I was implementing a configuration option to allow changes to the maximum length of edit summaries and log reasons, which I've often felt are inadequate. In doing so, I discovered an issue that needs to be resolved before I proceed. Basically, when you type stuff in the form, the input box's maxlength parameter is a maximum number of *characters*. But when stuff gets validated and put in the database, it's generally a number of *bytes* that things are truncated to. I've verified that Firefox will actually permit 200 multibyte characters to be submitted as an edit summary, when they cannot possibly fit into the database field. Now, we actually have two different ways of dealing with this right now:
* Log reasons just ignore the issue and pretend maxlength (which is 255 for them) is in bytes. Chances are good that's because whoever wrote up that code thought they *were*. If the log reason happens to end up being more than 255 bytes, as far as I can tell it will get sent to the database as-is. That part should definitely be fixed: MySQL in strict mode, and presumably PostgreSQL and Oracle, will return a fatal error if this occurs. MySQL in non-strict mode will silently truncate it without regard to character boundaries, which is only slightly better (and I guess users of non-English Wikipedias have gotten used to this behavior). * Edit summaries do a sort of hacky workaround. They specify maxlength=200, but then truncate the summary (using a nice Unicode-aware truncation function) to 250 bytes, and then add an ellipsis on the end if necessary. This probably works great for Latin-based languages that just have the occasional two-byte character with diacritic, but isn't much of a win for speakers of Hebrew or Greek or Chinese. For English speakers, it's just annoying, since it artificially limits the edit summary length. Using Firebug, I was able to delete the maxlength parameter and submit a 250-character summary on the English Wikipedia (a trick I'll remember for the future if this doesn't get changed soon ;) ).
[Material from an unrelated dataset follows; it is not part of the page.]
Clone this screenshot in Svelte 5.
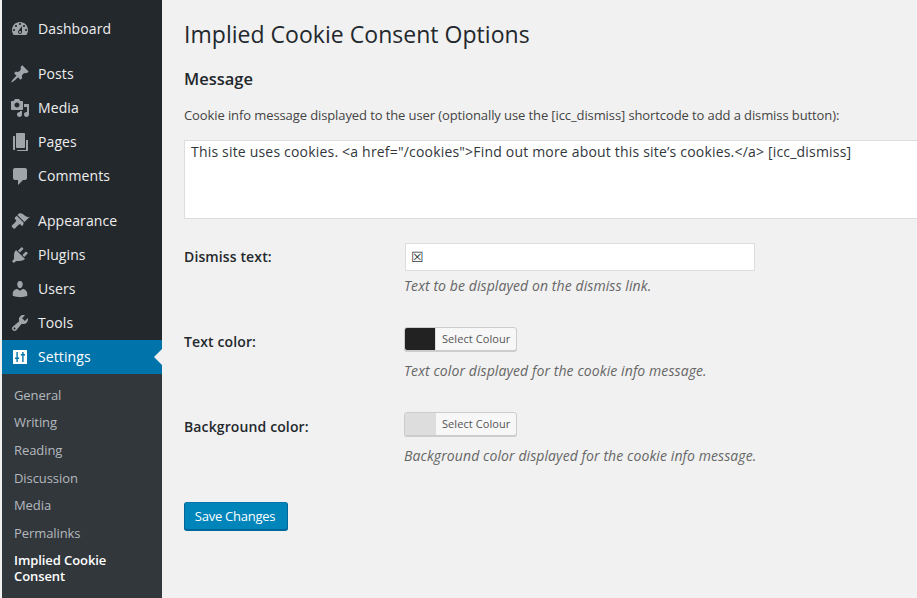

The clean way to fix this, it seems to me, is as follows:
* For users of the MySQL UTF-8 schema, there should theoretically be no problem: all the database sizes are in characters already. The only change needed for these wikis is to up the edit summary length to the length of the database field and change the existing truncation logic to work in characters. I don't think we have any clean way to detect this scenario in the code at present, however, and anyway they're not important, they aren't Wikipedia. ;) * For everyone else, the client-side maxlength limit needs to be changed to a byte count. This should be possible using JavaScript, and is probably not otherwise possible (although if it were that would be great). In the event of a client-side overrun (say, because the user doesn't have JavaScript), the server should truncate the provided string and return it in an error message for the user to manually adjust. It should not silently truncate it. In this case as well, the maxlength for edit summaries should be upped to 255 bytes.
What does everyone else think about this? Returning a truncated reason in an error message will be a pain to write up, because there are so many entry points to this logic that will need to handle the error in their own strange and idiosyncratic ways, but I think it's the only correct thing to do here.